Provided data:

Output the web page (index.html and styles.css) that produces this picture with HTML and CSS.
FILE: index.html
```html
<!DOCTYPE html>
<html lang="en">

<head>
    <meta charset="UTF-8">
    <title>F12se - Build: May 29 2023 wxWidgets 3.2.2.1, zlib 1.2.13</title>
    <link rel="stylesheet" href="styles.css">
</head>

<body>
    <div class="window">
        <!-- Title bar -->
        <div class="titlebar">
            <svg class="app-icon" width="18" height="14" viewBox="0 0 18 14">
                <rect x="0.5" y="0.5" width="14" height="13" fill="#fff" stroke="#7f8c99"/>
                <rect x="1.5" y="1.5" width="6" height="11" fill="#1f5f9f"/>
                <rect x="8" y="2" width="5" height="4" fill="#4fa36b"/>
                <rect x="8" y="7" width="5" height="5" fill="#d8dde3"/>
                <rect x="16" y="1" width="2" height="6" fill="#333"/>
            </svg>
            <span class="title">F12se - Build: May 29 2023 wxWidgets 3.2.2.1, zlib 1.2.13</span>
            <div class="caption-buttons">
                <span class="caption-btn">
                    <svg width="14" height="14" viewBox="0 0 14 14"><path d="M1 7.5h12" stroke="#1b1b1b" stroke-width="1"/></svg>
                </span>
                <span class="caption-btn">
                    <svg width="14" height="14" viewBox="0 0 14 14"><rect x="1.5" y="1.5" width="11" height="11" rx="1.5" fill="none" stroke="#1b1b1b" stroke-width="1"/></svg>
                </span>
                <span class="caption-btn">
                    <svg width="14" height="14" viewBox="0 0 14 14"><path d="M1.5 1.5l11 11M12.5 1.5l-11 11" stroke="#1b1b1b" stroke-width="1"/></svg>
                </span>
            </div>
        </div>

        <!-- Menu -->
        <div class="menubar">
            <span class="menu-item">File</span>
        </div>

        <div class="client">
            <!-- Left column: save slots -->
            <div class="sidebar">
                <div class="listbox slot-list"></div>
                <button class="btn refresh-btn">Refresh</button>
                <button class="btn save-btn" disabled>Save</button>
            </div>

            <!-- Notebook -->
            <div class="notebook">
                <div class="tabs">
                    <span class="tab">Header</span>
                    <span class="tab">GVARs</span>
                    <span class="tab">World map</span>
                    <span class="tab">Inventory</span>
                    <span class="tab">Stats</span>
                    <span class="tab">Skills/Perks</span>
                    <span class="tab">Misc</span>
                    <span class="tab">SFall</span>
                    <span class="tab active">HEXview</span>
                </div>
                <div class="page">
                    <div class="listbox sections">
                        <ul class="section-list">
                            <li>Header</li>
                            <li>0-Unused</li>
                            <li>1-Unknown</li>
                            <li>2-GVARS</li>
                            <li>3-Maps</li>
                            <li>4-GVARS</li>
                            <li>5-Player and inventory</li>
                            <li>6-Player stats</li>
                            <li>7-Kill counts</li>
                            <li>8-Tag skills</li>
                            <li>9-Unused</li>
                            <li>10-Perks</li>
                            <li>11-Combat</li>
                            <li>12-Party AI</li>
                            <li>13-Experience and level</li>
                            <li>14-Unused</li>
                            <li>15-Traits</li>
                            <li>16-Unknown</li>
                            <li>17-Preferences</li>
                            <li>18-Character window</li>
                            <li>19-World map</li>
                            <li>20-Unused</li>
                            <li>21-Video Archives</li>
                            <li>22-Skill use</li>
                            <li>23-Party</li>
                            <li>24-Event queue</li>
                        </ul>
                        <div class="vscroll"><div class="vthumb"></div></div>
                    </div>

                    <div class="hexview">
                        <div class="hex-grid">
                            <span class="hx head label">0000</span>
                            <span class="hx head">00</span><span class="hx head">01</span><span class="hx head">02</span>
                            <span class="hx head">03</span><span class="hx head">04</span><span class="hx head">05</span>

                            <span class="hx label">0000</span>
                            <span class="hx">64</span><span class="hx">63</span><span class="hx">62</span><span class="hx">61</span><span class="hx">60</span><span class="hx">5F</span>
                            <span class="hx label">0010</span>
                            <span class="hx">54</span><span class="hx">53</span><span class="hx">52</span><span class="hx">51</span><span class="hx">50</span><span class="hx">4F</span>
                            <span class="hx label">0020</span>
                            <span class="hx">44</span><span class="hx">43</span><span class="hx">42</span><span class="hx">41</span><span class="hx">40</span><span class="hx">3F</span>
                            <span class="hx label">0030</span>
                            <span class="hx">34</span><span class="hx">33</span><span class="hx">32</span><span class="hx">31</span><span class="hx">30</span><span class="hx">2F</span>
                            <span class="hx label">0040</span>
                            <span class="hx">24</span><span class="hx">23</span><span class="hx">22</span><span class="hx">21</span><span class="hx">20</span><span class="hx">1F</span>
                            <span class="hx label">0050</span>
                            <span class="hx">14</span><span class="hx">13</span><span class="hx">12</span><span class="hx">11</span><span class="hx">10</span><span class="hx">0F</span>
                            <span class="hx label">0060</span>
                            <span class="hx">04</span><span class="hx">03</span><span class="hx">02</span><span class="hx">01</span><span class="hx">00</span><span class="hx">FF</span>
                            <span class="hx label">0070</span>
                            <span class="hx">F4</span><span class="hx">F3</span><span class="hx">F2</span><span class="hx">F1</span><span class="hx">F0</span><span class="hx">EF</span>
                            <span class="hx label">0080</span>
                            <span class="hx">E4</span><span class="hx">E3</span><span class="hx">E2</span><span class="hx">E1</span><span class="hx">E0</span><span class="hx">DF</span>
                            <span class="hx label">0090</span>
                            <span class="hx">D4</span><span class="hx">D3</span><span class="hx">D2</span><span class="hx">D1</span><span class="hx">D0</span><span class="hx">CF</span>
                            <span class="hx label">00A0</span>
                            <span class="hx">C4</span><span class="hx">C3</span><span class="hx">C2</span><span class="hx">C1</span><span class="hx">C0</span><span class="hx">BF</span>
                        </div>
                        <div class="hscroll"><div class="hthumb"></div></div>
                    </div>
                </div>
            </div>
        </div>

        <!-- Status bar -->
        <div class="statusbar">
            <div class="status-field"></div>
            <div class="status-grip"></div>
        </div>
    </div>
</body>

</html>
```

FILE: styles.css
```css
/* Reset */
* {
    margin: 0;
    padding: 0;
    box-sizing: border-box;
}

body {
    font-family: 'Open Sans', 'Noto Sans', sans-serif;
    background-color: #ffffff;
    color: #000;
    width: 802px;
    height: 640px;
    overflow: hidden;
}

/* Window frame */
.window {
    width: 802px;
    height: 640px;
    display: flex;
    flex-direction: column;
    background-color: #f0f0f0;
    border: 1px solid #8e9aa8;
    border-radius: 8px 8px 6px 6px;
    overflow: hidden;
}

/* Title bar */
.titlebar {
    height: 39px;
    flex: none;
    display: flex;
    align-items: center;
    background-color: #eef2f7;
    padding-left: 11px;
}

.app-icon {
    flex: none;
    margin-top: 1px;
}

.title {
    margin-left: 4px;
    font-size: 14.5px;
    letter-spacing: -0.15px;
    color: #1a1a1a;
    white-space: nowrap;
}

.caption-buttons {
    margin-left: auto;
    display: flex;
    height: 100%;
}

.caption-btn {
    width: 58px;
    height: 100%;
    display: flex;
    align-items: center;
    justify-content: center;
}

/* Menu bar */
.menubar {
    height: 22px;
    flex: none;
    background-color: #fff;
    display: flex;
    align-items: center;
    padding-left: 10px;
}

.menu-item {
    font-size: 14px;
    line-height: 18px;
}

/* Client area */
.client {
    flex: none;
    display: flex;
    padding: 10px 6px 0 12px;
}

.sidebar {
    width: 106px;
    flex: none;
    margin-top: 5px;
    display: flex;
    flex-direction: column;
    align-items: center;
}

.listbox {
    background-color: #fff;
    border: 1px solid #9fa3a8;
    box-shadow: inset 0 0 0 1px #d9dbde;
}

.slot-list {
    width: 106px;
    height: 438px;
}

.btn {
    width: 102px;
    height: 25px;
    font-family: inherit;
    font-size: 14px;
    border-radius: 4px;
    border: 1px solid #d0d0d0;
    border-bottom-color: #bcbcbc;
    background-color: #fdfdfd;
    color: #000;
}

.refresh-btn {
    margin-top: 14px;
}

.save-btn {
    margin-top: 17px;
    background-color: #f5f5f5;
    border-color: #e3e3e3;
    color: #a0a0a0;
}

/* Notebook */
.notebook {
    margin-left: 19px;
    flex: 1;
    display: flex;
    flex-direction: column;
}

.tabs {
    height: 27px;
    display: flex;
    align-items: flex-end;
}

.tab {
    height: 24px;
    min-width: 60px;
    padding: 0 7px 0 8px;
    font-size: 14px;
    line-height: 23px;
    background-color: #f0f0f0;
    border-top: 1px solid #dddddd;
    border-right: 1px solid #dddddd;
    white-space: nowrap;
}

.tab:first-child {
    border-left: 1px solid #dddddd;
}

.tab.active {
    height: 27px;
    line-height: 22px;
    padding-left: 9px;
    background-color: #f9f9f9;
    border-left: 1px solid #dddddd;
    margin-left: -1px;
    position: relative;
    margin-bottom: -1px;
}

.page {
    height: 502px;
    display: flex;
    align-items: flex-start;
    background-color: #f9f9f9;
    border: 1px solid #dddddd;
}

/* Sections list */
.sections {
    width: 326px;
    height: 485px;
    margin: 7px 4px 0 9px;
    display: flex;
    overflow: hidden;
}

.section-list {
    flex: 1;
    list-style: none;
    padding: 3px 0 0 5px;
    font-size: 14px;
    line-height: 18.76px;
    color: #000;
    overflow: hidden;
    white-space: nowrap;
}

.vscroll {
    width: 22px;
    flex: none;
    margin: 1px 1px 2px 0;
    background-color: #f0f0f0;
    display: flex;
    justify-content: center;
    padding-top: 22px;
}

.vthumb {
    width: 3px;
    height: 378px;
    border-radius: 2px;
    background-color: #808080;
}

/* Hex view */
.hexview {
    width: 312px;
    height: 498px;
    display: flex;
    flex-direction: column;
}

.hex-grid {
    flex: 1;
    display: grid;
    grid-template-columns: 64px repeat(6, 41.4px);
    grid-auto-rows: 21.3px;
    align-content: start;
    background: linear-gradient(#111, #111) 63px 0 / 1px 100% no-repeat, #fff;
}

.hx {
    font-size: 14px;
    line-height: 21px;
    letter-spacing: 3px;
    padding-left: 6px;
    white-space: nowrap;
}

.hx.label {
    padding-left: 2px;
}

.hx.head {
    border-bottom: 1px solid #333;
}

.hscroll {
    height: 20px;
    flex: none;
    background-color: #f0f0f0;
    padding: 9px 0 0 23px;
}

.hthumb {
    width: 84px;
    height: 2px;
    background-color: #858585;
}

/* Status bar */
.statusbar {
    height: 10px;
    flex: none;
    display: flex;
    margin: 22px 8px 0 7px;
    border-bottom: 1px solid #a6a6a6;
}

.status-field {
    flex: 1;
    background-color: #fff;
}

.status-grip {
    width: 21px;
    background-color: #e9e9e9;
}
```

Written request: Copy whichever lines in the listing above contain the word "index".

Result of the exercise:
Output the web page (index.html and styles.css) that produces this picture with HTML and CSS.
FILE: index.html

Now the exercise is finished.